» EXERCISE REQUIREMENTS: Go through the material below and count the lines with the string "source"; the number is the whole answer.

====

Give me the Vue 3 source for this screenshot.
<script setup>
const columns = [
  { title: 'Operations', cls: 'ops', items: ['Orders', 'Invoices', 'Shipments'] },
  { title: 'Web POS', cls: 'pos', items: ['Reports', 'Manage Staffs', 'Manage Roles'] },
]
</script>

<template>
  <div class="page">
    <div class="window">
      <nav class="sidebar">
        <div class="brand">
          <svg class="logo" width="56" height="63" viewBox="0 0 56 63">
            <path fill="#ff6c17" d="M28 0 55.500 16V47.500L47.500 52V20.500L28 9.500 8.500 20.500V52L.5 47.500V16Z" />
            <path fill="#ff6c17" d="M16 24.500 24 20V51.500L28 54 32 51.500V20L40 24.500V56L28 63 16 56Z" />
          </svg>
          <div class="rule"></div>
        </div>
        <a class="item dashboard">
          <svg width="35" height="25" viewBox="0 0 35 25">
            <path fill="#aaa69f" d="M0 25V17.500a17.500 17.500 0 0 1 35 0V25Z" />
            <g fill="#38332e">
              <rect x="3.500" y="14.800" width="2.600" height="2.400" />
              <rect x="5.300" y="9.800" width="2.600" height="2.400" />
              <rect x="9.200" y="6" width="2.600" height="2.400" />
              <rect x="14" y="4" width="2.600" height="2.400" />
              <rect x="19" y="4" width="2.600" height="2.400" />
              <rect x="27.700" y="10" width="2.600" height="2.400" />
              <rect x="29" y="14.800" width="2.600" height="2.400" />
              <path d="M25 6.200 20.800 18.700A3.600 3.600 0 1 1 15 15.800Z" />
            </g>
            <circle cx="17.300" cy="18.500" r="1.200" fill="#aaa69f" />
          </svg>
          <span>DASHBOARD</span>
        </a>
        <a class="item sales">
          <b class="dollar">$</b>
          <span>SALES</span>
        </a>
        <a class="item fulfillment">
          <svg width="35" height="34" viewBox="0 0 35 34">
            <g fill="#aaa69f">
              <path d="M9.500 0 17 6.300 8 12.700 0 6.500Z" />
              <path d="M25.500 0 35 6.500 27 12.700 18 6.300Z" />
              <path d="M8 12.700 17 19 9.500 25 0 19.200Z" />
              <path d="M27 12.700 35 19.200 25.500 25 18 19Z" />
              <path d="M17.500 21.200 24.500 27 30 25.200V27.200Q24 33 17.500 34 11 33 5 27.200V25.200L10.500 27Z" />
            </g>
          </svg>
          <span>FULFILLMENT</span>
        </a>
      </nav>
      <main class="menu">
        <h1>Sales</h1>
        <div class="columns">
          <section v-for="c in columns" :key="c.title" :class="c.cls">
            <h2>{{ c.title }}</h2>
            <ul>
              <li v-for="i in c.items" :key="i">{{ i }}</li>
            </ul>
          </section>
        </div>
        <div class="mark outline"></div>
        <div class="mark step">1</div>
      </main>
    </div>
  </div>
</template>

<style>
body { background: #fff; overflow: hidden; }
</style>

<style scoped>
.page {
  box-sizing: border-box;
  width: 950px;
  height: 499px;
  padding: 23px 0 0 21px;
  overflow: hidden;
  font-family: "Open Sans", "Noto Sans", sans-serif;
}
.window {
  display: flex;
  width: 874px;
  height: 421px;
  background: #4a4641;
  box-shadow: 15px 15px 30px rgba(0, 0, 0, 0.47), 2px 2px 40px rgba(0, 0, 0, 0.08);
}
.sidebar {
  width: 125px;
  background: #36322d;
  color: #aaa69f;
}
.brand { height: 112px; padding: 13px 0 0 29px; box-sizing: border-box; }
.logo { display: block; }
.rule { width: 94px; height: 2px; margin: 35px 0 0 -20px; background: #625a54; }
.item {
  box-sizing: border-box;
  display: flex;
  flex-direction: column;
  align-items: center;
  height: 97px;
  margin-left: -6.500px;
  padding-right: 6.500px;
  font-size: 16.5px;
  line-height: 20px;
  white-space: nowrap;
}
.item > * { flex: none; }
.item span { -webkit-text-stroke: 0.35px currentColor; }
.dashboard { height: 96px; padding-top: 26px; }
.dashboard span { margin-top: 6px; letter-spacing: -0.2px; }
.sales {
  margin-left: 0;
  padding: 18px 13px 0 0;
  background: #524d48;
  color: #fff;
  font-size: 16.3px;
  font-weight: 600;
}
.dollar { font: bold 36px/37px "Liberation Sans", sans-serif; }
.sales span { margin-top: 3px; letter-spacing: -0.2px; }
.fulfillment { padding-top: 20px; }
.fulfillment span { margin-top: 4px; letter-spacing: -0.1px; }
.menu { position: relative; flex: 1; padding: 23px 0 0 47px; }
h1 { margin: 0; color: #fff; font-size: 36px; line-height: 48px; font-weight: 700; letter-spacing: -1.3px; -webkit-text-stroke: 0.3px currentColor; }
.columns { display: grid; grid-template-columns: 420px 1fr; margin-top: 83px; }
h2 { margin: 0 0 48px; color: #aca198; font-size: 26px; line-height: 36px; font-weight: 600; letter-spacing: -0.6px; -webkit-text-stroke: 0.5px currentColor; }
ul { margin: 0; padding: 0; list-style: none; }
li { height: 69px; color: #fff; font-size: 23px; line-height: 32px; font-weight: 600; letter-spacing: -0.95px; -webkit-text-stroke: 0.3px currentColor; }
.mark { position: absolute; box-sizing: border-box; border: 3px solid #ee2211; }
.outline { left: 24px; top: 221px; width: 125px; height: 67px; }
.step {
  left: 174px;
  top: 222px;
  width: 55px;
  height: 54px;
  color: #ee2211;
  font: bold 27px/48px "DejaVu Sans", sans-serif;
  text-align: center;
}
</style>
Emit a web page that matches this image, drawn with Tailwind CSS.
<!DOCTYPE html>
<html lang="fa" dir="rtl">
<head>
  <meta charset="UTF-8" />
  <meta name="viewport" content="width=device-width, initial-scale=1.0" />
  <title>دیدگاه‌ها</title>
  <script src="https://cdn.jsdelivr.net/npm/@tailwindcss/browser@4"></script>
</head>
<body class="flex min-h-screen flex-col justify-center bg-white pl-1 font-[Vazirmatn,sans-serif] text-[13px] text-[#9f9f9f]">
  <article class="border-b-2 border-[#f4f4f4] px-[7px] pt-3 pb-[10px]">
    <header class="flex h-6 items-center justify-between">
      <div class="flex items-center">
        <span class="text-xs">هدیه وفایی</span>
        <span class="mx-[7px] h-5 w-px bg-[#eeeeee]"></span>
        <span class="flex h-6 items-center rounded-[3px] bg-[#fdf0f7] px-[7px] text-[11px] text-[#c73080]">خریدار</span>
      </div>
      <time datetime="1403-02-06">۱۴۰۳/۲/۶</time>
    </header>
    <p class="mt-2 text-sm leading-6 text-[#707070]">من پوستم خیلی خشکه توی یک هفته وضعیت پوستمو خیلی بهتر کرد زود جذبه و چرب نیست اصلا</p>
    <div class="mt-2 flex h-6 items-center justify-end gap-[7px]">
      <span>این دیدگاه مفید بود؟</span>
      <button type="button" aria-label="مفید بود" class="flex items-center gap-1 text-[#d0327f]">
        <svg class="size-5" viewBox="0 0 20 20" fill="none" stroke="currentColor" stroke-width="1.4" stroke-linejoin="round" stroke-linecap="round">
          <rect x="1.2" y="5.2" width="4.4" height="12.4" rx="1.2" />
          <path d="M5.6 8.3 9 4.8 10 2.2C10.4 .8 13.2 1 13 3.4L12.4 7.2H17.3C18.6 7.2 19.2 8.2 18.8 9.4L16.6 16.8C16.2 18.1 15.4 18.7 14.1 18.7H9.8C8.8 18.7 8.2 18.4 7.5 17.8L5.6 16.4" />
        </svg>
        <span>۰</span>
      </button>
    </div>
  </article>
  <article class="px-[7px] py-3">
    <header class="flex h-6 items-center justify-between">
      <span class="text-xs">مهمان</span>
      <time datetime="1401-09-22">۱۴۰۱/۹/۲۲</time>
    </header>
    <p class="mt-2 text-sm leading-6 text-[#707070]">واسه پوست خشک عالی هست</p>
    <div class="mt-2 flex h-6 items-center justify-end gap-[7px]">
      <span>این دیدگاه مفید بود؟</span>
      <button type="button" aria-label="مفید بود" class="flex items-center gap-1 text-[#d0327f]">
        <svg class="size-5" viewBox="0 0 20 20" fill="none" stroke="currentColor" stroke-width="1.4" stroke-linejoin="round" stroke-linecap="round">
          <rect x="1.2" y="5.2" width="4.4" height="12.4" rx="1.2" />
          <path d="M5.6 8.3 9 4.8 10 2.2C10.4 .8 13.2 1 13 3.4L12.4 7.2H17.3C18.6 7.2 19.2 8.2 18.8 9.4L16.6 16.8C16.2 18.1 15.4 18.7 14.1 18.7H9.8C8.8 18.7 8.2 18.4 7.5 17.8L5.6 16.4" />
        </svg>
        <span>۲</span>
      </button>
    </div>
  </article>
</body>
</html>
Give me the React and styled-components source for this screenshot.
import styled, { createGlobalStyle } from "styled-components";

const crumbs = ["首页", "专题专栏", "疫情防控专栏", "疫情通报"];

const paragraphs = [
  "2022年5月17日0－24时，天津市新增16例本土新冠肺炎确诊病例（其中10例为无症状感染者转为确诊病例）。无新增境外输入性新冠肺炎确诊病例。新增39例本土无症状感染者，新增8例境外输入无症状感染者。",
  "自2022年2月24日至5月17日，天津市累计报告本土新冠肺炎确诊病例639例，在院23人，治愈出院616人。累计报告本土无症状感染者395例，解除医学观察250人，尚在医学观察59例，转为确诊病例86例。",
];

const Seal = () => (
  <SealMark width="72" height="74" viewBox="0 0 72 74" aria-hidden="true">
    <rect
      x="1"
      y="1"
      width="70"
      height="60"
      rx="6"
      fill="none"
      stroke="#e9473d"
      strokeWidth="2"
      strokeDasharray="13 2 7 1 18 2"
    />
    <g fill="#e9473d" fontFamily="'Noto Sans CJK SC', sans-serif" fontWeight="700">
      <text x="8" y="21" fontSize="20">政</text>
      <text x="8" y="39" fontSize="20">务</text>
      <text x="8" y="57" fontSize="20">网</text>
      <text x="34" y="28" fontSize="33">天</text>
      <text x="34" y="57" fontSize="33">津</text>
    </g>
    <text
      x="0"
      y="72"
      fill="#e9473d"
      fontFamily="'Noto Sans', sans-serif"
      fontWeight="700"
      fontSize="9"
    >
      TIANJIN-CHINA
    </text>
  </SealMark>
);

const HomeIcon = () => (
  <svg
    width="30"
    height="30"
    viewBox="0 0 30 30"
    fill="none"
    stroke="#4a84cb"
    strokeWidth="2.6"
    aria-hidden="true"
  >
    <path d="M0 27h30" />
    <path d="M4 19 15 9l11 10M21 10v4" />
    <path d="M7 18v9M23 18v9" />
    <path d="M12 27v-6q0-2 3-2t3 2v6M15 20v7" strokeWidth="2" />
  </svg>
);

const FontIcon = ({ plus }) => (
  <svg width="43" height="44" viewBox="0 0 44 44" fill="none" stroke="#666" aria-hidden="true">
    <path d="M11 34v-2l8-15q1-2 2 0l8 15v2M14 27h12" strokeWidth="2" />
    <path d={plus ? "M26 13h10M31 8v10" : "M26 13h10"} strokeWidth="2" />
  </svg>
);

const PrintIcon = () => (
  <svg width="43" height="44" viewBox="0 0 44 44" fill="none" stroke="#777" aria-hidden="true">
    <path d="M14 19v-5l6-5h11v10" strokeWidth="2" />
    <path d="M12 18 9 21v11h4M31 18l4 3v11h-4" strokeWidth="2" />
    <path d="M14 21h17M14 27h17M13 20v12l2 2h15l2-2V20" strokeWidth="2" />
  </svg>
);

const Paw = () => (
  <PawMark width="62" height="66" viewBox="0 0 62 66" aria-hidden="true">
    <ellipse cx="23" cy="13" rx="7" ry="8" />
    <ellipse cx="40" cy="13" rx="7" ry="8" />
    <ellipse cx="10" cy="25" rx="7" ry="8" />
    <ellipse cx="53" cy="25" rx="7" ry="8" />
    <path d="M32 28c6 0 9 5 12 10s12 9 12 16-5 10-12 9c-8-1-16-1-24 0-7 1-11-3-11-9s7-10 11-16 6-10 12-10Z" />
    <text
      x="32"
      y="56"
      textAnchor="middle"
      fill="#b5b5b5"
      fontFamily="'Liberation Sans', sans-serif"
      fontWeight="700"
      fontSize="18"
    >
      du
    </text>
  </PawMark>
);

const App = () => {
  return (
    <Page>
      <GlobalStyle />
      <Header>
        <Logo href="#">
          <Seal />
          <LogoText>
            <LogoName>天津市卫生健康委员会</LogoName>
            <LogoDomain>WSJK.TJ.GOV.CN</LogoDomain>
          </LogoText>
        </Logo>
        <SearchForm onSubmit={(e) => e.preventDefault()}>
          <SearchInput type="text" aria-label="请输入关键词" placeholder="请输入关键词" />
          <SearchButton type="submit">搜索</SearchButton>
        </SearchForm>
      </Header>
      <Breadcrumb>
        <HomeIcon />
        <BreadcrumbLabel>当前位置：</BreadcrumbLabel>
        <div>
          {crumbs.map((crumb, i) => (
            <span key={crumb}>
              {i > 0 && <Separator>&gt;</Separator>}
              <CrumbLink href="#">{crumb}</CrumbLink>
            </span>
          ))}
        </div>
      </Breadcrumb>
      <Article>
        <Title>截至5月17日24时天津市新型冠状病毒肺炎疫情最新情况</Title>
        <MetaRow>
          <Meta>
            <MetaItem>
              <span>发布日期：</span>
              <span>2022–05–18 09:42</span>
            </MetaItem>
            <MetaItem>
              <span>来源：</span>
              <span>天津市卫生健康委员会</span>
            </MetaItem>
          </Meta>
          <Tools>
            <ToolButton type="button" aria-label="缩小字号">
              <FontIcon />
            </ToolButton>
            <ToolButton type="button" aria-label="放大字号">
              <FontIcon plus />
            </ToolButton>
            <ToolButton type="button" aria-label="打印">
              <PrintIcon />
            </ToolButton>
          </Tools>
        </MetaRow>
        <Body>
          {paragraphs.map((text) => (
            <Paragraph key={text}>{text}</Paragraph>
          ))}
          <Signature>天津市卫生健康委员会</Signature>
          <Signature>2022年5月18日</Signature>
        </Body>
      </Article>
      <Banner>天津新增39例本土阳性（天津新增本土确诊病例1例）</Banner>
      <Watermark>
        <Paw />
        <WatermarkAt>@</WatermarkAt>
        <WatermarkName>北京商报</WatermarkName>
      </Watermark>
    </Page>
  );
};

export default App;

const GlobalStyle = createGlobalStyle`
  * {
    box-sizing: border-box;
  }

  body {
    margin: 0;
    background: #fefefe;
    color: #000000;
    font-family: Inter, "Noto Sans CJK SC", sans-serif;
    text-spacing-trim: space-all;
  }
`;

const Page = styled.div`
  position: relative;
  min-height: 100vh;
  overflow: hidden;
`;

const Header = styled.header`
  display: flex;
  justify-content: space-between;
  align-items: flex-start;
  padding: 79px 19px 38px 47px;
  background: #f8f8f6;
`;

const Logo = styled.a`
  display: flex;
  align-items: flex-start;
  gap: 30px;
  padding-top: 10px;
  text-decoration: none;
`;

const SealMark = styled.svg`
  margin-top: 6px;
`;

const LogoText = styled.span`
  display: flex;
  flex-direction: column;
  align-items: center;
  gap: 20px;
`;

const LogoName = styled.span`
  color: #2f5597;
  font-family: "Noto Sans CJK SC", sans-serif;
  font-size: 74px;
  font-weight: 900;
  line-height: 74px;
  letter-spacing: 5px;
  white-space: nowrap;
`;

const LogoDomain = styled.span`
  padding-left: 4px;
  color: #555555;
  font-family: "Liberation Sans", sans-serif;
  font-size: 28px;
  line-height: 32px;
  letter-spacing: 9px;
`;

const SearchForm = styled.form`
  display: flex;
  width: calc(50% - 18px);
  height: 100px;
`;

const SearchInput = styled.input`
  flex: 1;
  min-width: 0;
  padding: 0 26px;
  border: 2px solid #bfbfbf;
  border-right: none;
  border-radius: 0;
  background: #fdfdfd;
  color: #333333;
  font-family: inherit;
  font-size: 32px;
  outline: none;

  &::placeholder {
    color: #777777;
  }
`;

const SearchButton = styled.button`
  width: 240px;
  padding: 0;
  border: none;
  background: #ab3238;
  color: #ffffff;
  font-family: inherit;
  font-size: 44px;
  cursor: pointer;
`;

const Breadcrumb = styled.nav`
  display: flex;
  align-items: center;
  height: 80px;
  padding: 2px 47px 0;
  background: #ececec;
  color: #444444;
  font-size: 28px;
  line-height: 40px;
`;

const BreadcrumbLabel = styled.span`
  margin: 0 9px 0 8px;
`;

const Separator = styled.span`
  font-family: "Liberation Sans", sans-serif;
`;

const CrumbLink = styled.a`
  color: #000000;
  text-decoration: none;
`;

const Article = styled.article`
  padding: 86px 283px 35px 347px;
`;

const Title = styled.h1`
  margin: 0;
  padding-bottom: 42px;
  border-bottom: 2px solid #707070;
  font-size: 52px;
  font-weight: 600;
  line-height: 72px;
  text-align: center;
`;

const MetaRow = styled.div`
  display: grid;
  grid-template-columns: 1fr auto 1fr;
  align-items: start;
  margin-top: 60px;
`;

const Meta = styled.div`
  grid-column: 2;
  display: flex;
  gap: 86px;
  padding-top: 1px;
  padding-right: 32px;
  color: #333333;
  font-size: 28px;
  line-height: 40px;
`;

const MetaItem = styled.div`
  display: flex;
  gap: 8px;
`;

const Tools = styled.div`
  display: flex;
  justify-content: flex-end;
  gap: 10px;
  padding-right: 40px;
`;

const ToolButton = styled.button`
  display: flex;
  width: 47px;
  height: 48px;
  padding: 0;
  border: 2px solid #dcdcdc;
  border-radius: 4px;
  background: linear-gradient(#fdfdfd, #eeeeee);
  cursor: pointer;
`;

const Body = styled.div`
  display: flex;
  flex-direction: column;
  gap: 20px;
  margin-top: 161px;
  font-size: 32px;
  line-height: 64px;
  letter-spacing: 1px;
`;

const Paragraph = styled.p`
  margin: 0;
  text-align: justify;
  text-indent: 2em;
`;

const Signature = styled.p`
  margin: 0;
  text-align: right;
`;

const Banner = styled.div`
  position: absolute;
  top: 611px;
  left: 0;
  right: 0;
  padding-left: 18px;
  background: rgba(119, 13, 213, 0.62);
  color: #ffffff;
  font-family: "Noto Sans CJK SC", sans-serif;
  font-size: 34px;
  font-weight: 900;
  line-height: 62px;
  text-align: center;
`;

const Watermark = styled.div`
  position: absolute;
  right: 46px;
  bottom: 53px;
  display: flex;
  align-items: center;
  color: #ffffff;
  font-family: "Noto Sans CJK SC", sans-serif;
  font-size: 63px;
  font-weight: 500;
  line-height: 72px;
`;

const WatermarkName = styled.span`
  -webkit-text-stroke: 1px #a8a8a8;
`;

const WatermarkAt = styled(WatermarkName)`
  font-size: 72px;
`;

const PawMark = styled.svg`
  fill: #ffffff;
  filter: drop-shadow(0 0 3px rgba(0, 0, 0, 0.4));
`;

====

» WRITTEN SOLUTION: 2